Thursday, September 17, 2020

Frank Kane's The Living End

Frank Kane (1912-68) was a successful American hardboiled crime writer who has now fallen somewhat into obscurity. He was successful writer for radio and wrote a lot of scripts for the excellent 1958-59 Mickey Spillane’s Mike Hammer TV series. He also wrote about forty crime novels most of which featured PI Johnny Liddell. The Living End (in which Johnny Liddell does not appear) was published in 1957.

Eddie Marlon is a skinny Polish-American kid who desperately wants to be a song writer. He’s written a song which he figures will be a surefire hit if only someone will get behind it. He has no talent. The song is just a pastiche of half a dozen current hits. But a lack of talent never stopped anybody from being a success in the music business. He tries to get a music publisher named Devine interested, to no avail. Devine does however offer to get a job as an assistant to popular radio DJ Marty Allen. Eddie’s job will be to pick the records that get paid. Devine warns him that Marty Allen is a straight up and down guy - he’s one of the few DJs who doesn’t accept payola.

Eddie honesty is roughly on par with his talent but he’s prepared to go along with Allen’s rules. Then he gets introduced to sultry up-and-coming singer Jo Leary. Jo and her record company’s contact man Mike Shannon are desperate to get her platter on the radio. Jo tells Eddie that there’s no question of paying money to get her record played but that if somebody could get it some air time she could find other ways to express her gratitude. Mike assures Eddie that Jo can be a remarkably grateful girl. And Jo is a sexy platinum blonde with curves in all the right places.

Getting a few air plays for Jo’s song is just minor league stuff. There is real money to be made if you're a guy with flexible ethical standards, or even better no ethics at all. It’s a certainty that Eddie is going to be tempted again.

Temptation comes in an unexpected form. It has to do with a girl (the platinum blonde mentioned above) and a whip. The whip has been used on the girl. Used a bit too enthusiastically. It was a sex game that got out of hand. It wasn’t Eddie who used the whip but it gives him the opportunity to begin his rise to being a big shot in the music industry.

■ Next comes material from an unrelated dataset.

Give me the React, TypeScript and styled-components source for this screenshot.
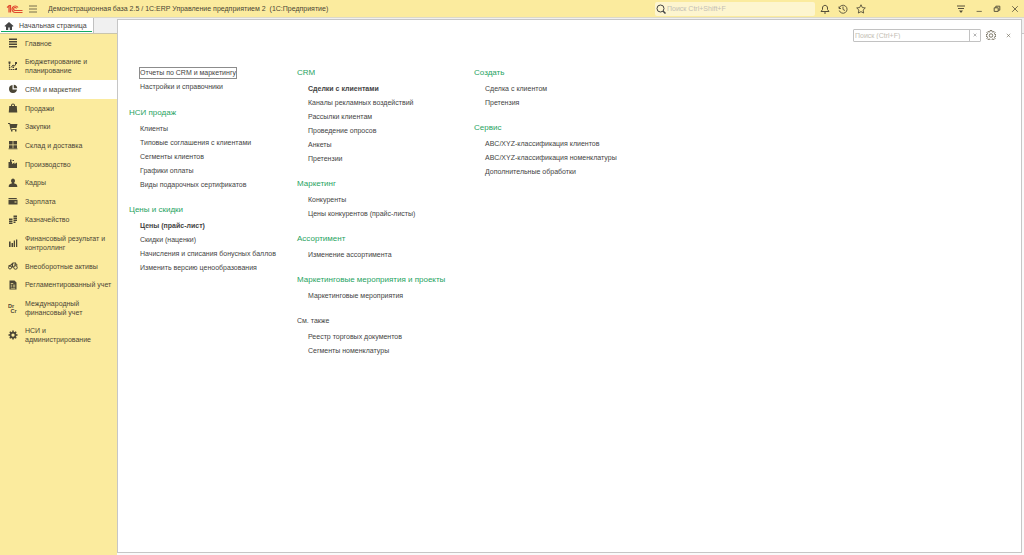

This book is not at all what you might be expecting from a ’50s hardboiled crime novel. There is crime, there is racketeering, but this is strictly white-collar crime. No-one gets taken for a ride by the boys. There are no guns. It’s essentially an exposé of the notorious payola racket, with DJs paid to promote songs. This novel was published in 1957 and the payola scandal broke in a big way two years later. Of course the music business promised to clean up its act, and of course they never did.

The Living End provides a fascinating insight into the almost unbelievably corrupt world of the American music business in the 1950s, and into the extraordinarily ingenious methods by which so many people in a sleazy business were making easy money by manipulating hits.

As a hardboiled crime novel, well this simply isn’t a hardboiled crime novel as such. It’s still quite intriguing, it has a memorable and extremely nasty villain and an overwhelming  atmosphere of corruption and nastiness. It has the tone of a hardboiled crime story but don’t expect any action or any violence. There’s not much sex either although sordid sexual shenanigans are hinted at obliquely (such as payola in the form of sexual favours). Apart from the matter of the girl and the whip the book doesn’t really get into overt sleaze.

This is a bit of an oddball novel but it’s not without interest. It’s an interesting journey into the moral squalor of white-collar crime. Worth a look.

The Living End has been recently reprinted by Black Gat Books.